Reconheço a necessidade de indivíduos do gênero masculino serem defendidos de outros indivíduos do gênero masculino, assim como algumas mulheres sofrem violências de outras. Porém, a lei trata de grupos sociais e nunca se ouviu falar que o grupo “homens cis” precise ser defendido do mesmo grupo “homens cis”. Chega a ser ridículo. Sim, homens cis gays sofrem violências pelo fato de serem gays e isso não tem nada a ver com gênero, mas com orientação sexual. Homofobia já é crime previsto em lei e o problema da violência contra essa população precisa ser enfrentado com melhores leis e orçamento próprio.

Quanto à violência doméstica entre homens cis - portanto jamais motivada por gênero -, “até que seja aprovada lei específica para esse grupo”, Lesão Corporal continua existindo. Esse é um crime que consiste em ofender a integridade física ou a saúde de outra pessoa e está previsto no artigo 129 do Código Penal. Além da lei específica para esse grupo, precisamos trabalhar pela criação da Lei da Violência Doméstica que abarcará todos os casos, em suas especificidades e interseccionalidades. Sem desonestidades, perdas para outros grupos nem usurpação de direitos adquiridos.

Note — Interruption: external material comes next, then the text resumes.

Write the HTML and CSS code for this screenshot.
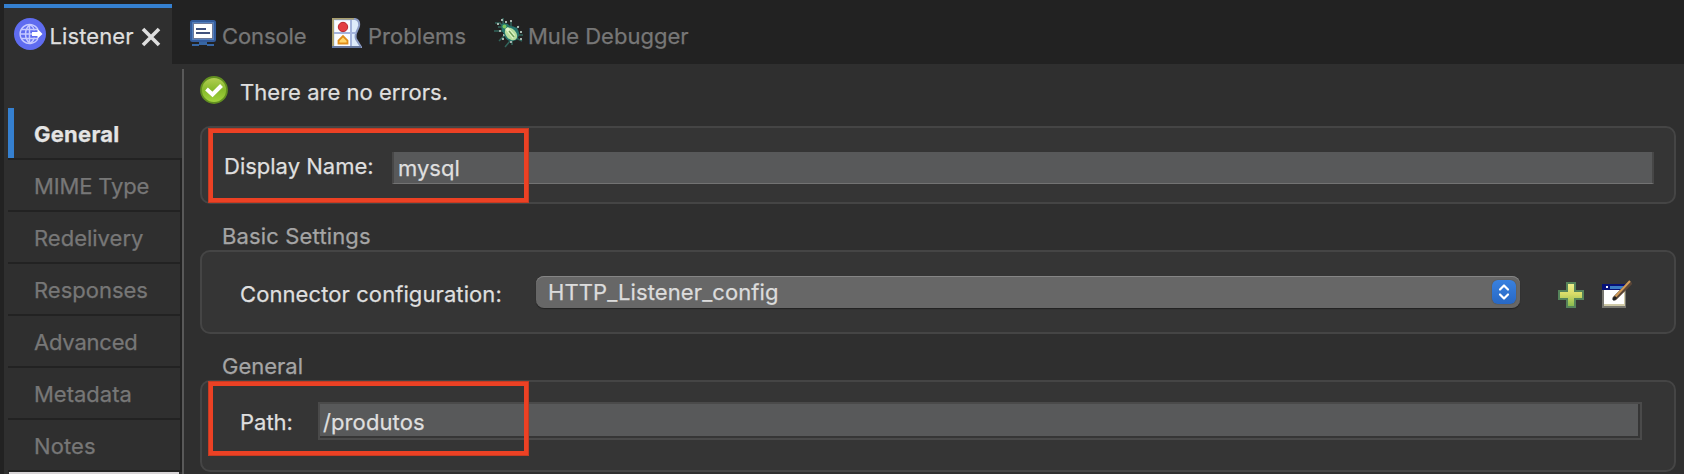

Sim, eu acho injusta a decisão do STF e, se você é mulher, sugiro que pense direitinho e se manifeste sobre isso. Sejam eles gays, heterossexuais, bissexuais ou o que for, homens cis sempre serão homens cis formando um grupo coeso que defende, em primeiro lugar, a si mesmo. Inclusive, com altas doses de misoginia que costumamos, em alguns casos, “deixar passar” quando percebemos outras vulnerabilidades no indivíduo.